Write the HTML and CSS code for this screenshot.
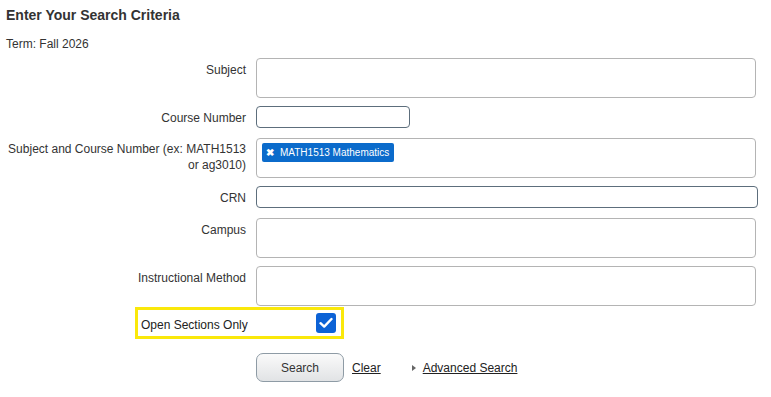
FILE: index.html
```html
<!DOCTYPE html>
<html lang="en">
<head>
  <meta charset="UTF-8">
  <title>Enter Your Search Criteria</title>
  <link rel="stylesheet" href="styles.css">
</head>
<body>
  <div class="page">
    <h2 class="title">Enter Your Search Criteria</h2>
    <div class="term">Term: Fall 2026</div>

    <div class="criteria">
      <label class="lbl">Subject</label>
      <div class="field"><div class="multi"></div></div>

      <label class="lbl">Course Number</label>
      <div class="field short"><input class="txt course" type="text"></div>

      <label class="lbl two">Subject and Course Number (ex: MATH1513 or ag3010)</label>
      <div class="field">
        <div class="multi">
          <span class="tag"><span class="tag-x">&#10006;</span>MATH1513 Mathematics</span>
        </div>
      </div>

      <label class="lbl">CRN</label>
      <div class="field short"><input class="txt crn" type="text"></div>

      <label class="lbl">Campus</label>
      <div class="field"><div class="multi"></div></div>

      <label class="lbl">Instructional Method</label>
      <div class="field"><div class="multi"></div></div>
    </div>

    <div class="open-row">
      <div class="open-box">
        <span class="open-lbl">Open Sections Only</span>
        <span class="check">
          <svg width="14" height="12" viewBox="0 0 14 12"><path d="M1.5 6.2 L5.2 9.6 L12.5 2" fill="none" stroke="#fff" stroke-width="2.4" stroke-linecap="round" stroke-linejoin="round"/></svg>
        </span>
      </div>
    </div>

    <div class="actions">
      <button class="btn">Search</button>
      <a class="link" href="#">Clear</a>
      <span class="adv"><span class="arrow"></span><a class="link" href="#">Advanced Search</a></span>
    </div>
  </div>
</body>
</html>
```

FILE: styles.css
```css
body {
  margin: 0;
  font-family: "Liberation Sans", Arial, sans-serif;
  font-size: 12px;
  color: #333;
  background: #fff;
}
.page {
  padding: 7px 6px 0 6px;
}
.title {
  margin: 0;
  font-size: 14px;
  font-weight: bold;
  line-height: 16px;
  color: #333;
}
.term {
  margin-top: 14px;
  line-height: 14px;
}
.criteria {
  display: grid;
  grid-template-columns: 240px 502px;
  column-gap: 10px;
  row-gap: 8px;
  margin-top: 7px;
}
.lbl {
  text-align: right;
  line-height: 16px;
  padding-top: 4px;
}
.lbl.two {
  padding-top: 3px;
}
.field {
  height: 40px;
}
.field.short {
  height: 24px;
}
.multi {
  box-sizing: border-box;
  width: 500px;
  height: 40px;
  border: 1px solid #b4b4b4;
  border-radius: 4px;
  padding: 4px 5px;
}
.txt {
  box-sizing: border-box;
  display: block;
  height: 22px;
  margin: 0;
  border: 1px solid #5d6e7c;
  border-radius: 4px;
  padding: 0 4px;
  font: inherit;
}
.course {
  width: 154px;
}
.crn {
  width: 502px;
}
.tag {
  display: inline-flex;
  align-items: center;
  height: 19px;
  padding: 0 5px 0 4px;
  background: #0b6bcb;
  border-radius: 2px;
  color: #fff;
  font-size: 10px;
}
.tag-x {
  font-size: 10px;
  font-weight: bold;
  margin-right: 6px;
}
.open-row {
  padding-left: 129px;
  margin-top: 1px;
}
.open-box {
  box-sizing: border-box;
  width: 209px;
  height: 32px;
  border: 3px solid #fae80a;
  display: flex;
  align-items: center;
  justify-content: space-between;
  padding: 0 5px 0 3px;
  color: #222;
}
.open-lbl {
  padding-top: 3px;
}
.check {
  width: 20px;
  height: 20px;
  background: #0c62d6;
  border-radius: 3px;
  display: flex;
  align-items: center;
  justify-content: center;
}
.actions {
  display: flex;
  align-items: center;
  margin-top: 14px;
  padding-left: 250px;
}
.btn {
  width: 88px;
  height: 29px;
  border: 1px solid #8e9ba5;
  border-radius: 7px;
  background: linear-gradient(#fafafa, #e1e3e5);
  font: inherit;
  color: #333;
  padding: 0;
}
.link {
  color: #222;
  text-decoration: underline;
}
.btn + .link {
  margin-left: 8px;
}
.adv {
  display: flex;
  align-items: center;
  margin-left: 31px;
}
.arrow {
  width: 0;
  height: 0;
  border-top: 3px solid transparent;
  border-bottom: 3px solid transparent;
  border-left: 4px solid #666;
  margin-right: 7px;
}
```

==

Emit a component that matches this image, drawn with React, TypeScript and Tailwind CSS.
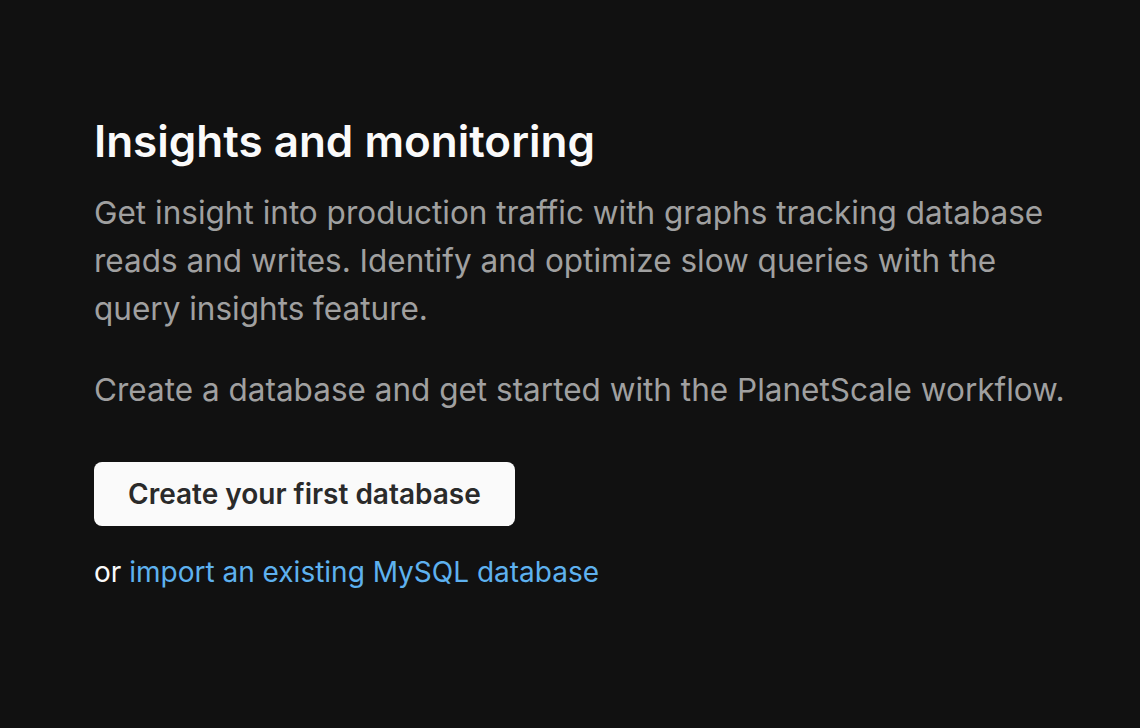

* **Stated exercise**:
Scan the listing above. Gather each line that contains the word "this".

* **Exercise output**:
Write the HTML and CSS code for this screenshot.
Emit a component that matches this image, drawn with React, TypeScript and Tailwind CSS.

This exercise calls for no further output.